Your 5 Jokes for May 01, 2012: Store Jokes

Bad Luck

A man who owned a local grocery store was out delivering orders in his station wagon when he hit and injured a little, old lady. The lady sued and was awarded an amount large enough to drive the man out of business.

After difficult times he managed to accumulate enough to try again. But a few months after
opening his doors he struck an old gentleman with his delivery truck. The gentleman sued and collected big damages, enough to ruin the merchant yet again.

On a peaceful Sunday, the grocer was sitting in his living room when his little boy entered and called out, “Father, Father, Mother’s been run over by a great big bus."

The grocer’s eyes filled with tears, and in a voice trembling with emotion he cried, “Thank the Lord, my luck’s changed at last."

The Annoying Customer

In a department store, a difficult customer and a very patient clerk were having a hard time getting together. Nothing the clerk provided was suitable.

Finally, the finicky shopper said in annoyance, "Can't you find a smarter clerk to serve me?"

"No," said the saleswoman. "The smarter clerk saw you coming and disappeared."

The Good Old Days

Grandpa was always going on about the good old days, and the lower cost of living, in particular. "When I was a kid, my mom could send me to the store, and I'd get a salami, two pints of milk, 6 oranges, 2 loaves o' bread, a magazine, and some new blue jeans... all for a dollar!!" Then Grandpa said sadly, "You can't DO that anymore..... they got those darn video cameras everywhere you look."


A lady was picking through the frozen turkeys at the grocery store, but couldn't find one big enough for her family. She asked a stock boy, "Do these turkeys get any bigger?"

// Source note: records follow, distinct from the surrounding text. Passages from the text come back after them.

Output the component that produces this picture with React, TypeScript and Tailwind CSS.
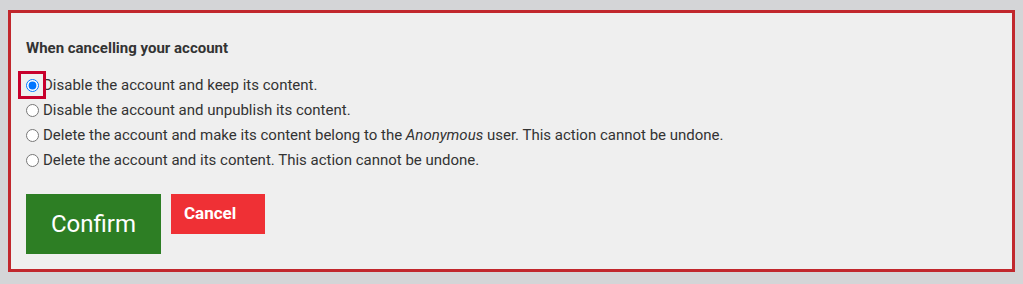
import React from "react";

const options = [
  { id: "a", label: <>Disable the account and keep its content.</> },
  { id: "b", label: <>Disable the account and unpublish its content.</> },
  {
    id: "c",
    label: (
      <>
        Delete the account and make its content belong to the <em>Anonymous</em> user. This action cannot be undone.
      </>
    ),
  },
  { id: "d", label: <>Delete the account and its content. This action cannot be undone.</> },
];

export default function App() {
  return (
    <div
      className="w-[1023px] h-[284px] bg-[#d4d5d7] pt-[10px] px-[8px] pb-[12px]"
      style={{ fontFamily: "Roboto, 'Liberation Sans', sans-serif" }}
    >
      <div className="h-full border-[3px] border-[#c1272d] bg-[#efefef] pl-[15px] pt-[25px] pb-[15px]">
        <div className="text-[15px] leading-[20px] font-bold text-[#333333]">When cancelling your account</div>
        <div className="mt-[15px] flex flex-col">
          {options.map((o, i) => (
            <label key={o.id} className="flex items-center h-[25px] text-[15px] text-[#333333]">
              <span className="relative flex shrink-0">
                <input
                  type="radio"
                  name="cancel"
                  defaultChecked={i === 0}
                  className="m-0 w-[13px] h-[13px]"
                />
                {i === 0 && (
                  <span className="absolute left-[-8px] right-[-7px] top-[-8px] bottom-[-7px] border-[3px] border-[#c8002c] pointer-events-none" />
                )}
              </span>
              <span className="ml-[4px]">{o.label}</span>
            </label>
          ))}
        </div>
        <div className="mt-[21px] flex items-start gap-[10px]">
          <button className="w-[135px] h-[60px] bg-[#2d7e24] text-white text-[24px] font-normal">Confirm</button>
          <button className="w-[94px] h-[40px] bg-[#ef3035] text-white text-[17px] font-bold text-left pl-[13px]">
            Cancel
          </button>
        </div>
      </div>
    </div>
  );
}
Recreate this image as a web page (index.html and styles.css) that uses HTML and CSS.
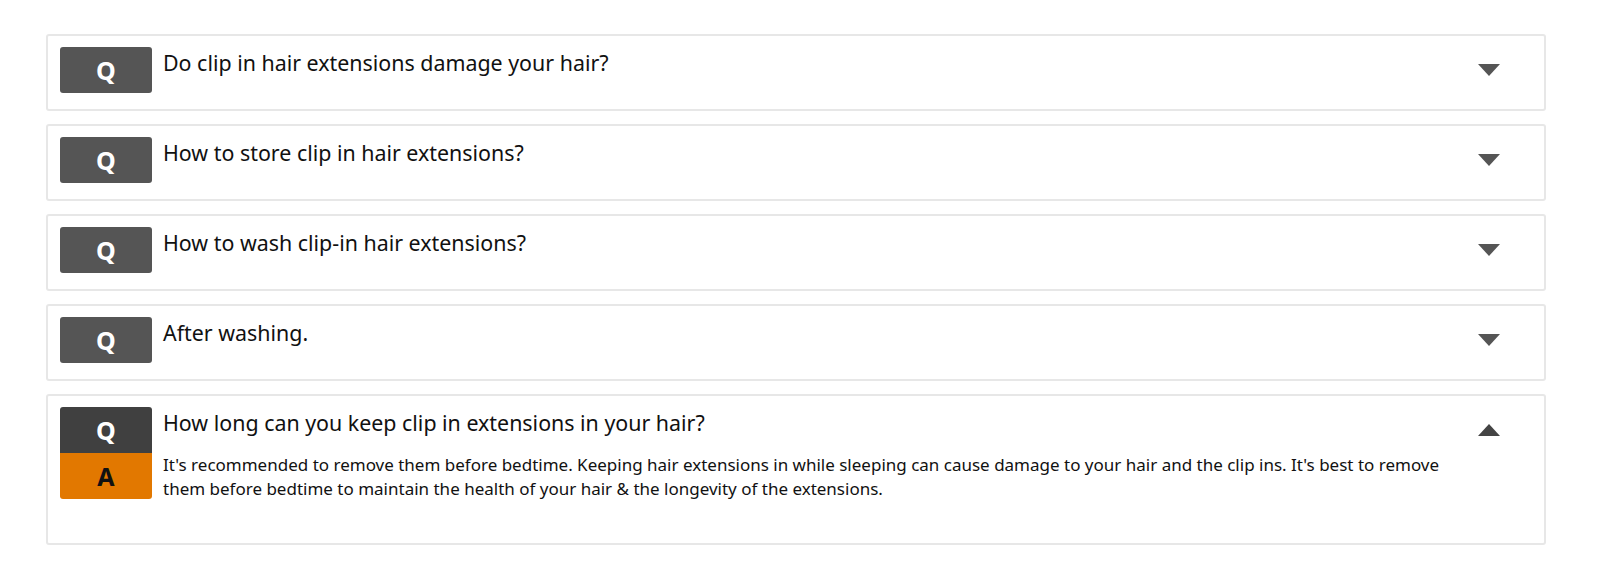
FILE: index.html
```html
<!DOCTYPE html>
<html lang="en">

<head>
    <meta charset="UTF-8" />
    <meta name="viewport" content="width=device-width, initial-scale=1.0" />
    <title>Clip-in Hair Extensions FAQ</title>
    <link rel="stylesheet" href="styles.css">
</head>

<body>
    <section class="faq-list">
        <div class="faq-item">
            <div class="badges">
                <span class="badge badge-q">Q</span>
            </div>
            <div class="faq-body">
                <p class="question">Do clip in hair extensions damage your hair?</p>
            </div>
            <span class="arrow arrow-down"></span>
        </div>

        <div class="faq-item">
            <div class="badges">
                <span class="badge badge-q">Q</span>
            </div>
            <div class="faq-body">
                <p class="question">How to store clip in hair extensions?</p>
            </div>
            <span class="arrow arrow-down"></span>
        </div>

        <div class="faq-item">
            <div class="badges">
                <span class="badge badge-q">Q</span>
            </div>
            <div class="faq-body">
                <p class="question">How to wash clip-in hair extensions?</p>
            </div>
            <span class="arrow arrow-down"></span>
        </div>

        <div class="faq-item">
            <div class="badges">
                <span class="badge badge-q">Q</span>
            </div>
            <div class="faq-body">
                <p class="question">After washing.</p>
            </div>
            <span class="arrow arrow-down"></span>
        </div>

        <div class="faq-item open">
            <div class="badges">
                <span class="badge badge-q">Q</span>
                <span class="badge badge-a">A</span>
            </div>
            <div class="faq-body">
                <p class="question">How long can you keep clip in extensions in your hair?</p>
                <p class="answer">It's recommended to remove them before bedtime. Keeping hair extensions in while sleeping can cause damage to your hair and the clip ins. It's best to remove them before bedtime to maintain the health of your hair &amp; the longevity of the extensions.</p>
            </div>
            <span class="arrow arrow-up"></span>
        </div>
    </section>
</body>

</html>
```

FILE: styles.css
```css
* {
    margin: 0;
    padding: 0;
    box-sizing: border-box;
}

body {
    background: #fff;
    color: #111;
    font-family: "Noto Sans", "Open Sans", sans-serif;
}

.faq-list {
    display: flex;
    flex-direction: column;
    gap: 13px;
    width: 1500px;
    margin: 34px 0 0 46px;
}

.faq-item {
    display: grid;
    grid-template-columns: 92px 1fr 22px;
    column-gap: 11px;
    padding: 11px 44px 16px 12px;
    border: 2px solid #e7e7e7;
    border-radius: 3px;
}

.faq-item.open {
    padding-bottom: 42px;
}

.badges {
    display: flex;
    flex-direction: column;
}

.badge {
    display: flex;
    align-items: center;
    justify-content: center;
    height: 46px;
    font-size: 25px;
    font-weight: bold;
    border-radius: 3px;
}

.badge-q {
    background: #555;
    color: #fff;
}

.open .badge-q {
    background: #404040;
    border-radius: 3px 3px 0 0;
}

.badge-a {
    background: #e27800;
    color: #111;
    border-radius: 0 0 3px 3px;
}

.faq-body {
    padding-right: 16px;
}

.question {
    padding-top: 2px;
    font-size: 21.4px;
    line-height: 28px;
}

.answer {
    margin-top: 16px;
    font-size: 17px;
    line-height: 24px;
}

.arrow {
    width: 0;
    height: 0;
    margin-top: 17px;
    border-left: 11px solid transparent;
    border-right: 11px solid transparent;
}

.arrow-down {
    border-top: 12px solid #555;
}

.arrow-up {
    border-bottom: 12px solid #444;
}
```
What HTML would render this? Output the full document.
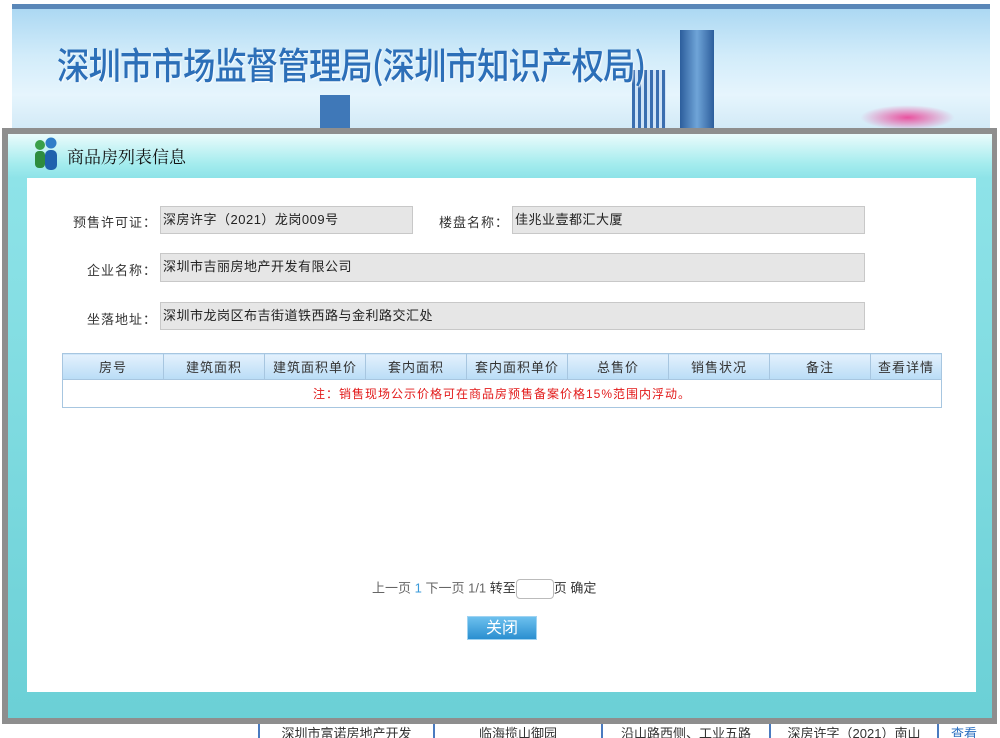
<!DOCTYPE html>
<html><head><meta charset="utf-8"><style>
*{margin:0;padding:0;box-sizing:border-box}
body{width:1000px;height:738px;overflow:hidden;background:#fff;position:relative;font-family:"Liberation Sans","Noto Sans CJK SC",sans-serif;font-size:13px;color:#333}
.abs{position:absolute}
.banner{left:12px;top:4px;width:978px;height:130px;background:linear-gradient(#a8d6f2 0%,#d2ecfa 40%,#e6f5fd 70%,#cfe8f6 100%);}
.bar{left:12px;top:4px;width:978px;height:5px;background:#5a87b8}
.btitle{left:57px;top:36px;font-size:37px;color:#2c6fb8;letter-spacing:-1px;font-family:"Noto Sans CJK SC",sans-serif;text-shadow:1px 1px 2px #fff;font-weight:500;transform:scaleX(0.875);transform-origin:0 0;white-space:nowrap}
.modal{left:2px;top:128px;width:995px;height:596px;background:#8e8e8e}
.inner{left:8px;top:134px;width:984px;height:584px;background:linear-gradient(#eafbfc 0px,#a4ecee 30px,#8ee3e8 44px,#6bd0d6 100%)}
.content{left:27px;top:178px;width:949px;height:514px;background:#fff}
.lbl{font-size:13px;color:#333;text-align:right;width:104px;letter-spacing:1px}
.inp{background:#e6e6e6;border:1px solid #c8c8c8;height:28px;line-height:26px;padding-left:2px;font-size:13px;color:#222;letter-spacing:0.5px}
table{border-collapse:collapse;position:absolute;left:62px;top:353px;width:880px}
th{height:26px;font-weight:normal;color:#333;font-size:13px;background:linear-gradient(#e4f1fd,#b9dcf6);border:1px solid #a7c6e0;letter-spacing:1px}
td{height:28px;border:1px solid #a7c6e0;text-align:center;color:#e21a1a;font-size:12px;letter-spacing:1px}
.foot{left:258px;top:724px;height:14px;width:740px;border-left:2px solid #4a7bc0;font-size:13px;overflow:hidden;line-height:20px;color:#333}
</style></head><body>
<div class="abs banner"></div>
<div class="abs bar"></div>
<div class="abs" style="left:680px;top:30px;width:34px;height:100px;background:linear-gradient(90deg,#2c5e9c,#6fa4d8,#2c5e9c)"></div>
<div class="abs" style="left:632px;top:70px;width:34px;height:60px;background:repeating-linear-gradient(90deg,#3a6eb0 0 3px,#cfe3f7 3px 6px)"></div>
<div class="abs" style="left:320px;top:95px;width:30px;height:35px;background:#3f78b8"></div>
<div class="abs" style="left:860px;top:105px;width:95px;height:25px;background:radial-gradient(ellipse at center,#e9529f,rgba(233,82,159,0) 70%)"></div>
<div class="abs btitle">深圳市市场监督管理局(深圳市知识产权局)</div>
<div class="abs modal"></div>
<div class="abs inner"></div>
<svg class="abs" style="left:32px;top:136px" width="30" height="36" viewBox="0 0 30 36"><circle cx="8" cy="9" r="5" fill="#3aa04a"/><rect x="3" y="15" width="10" height="17" rx="4" fill="#2e8c3e"/><circle cx="19" cy="7" r="5.5" fill="#2f7dc8"/><rect x="13" y="14" width="12" height="20" rx="5" fill="#1f62ad"/></svg>
<div class="abs" style="left:67px;top:143px;font-size:17px;color:#111;font-family:'Noto Serif CJK SC',serif">商品房列表信息</div>
<div class="abs content"></div>
<div class="abs lbl" style="left:53px;top:212px">预售许可证：</div>
<div class="abs inp" style="left:160px;top:206px;width:253px">深房许字（2021）龙岗009号</div>
<div class="abs lbl" style="left:405px;top:212px">楼盘名称：</div>
<div class="abs inp" style="left:512px;top:206px;width:353px">佳兆业壹都汇大厦</div>
<div class="abs lbl" style="left:53px;top:260px">企业名称：</div>
<div class="abs inp" style="left:160px;top:253px;width:705px;height:29px">深圳市吉丽房地产开发有限公司</div>
<div class="abs lbl" style="left:53px;top:309px">坐落地址：</div>
<div class="abs inp" style="left:160px;top:302px;width:705px">深圳市龙岗区布吉街道铁西路与金利路交汇处</div>
<table><tr><th style="width:101px">房号</th><th style="width:101px">建筑面积</th><th style="width:101px">建筑面积单价</th><th style="width:101px">套内面积</th><th style="width:101px">套内面积单价</th><th style="width:101px">总售价</th><th style="width:101px">销售状况</th><th style="width:101px">备注</th><th>查看详情</th></tr>
<tr><td colspan="9">注：销售现场公示价格可在商品房预售备案价格15%范围内浮动。</td></tr></table>
<div class="abs" style="left:372px;top:579px;font-size:13px;color:#666;line-height:18px">上一页 <span style="color:#3a9ad9">1</span> 下一页 1/1 <span style="color:#333">转至</span><span style="display:inline-block;width:38px;height:20px;border:1px solid #bbb;border-radius:4px;vertical-align:middle"></span><span style="color:#333">页 确定</span></div>
<div class="abs" style="left:467px;top:616px;width:70px;height:24px;background:linear-gradient(#6cc0ee,#2a8fd0);color:#fff;font-size:16px;text-align:center;line-height:24px;border:1px solid #9fd3f2">关闭</div>
<div class="abs foot"><span style="display:inline-block;width:175px;text-align:center;border-right:2px solid #4a7bc0">深圳市富诺房地产开发</span><span style="display:inline-block;width:168px;text-align:center;border-right:2px solid #4a7bc0">临海揽山御园</span><span style="display:inline-block;width:168px;text-align:center;border-right:2px solid #4a7bc0">沿山路西侧、工业五路</span><span style="display:inline-block;width:168px;text-align:center;border-right:2px solid #4a7bc0">深房许字（2021）南山</span><span style="display:inline-block;width:50px;text-align:center;color:#2b6fc0">查看</span></div>
</body></html>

The stock boy replied, "No ma'am, they're dead."

What’s The Size?

While I was working in the men’s section of a department store, a woman asked me to help her choose a white dress shirt for her husband.

When I asked about his size, the woman looked stumped at first, then her face brightened. She held up her hands, forming a circle with her forefingers and thumbs.

“I don’t know his size," she said, “but my hands fit perfectly around his neck."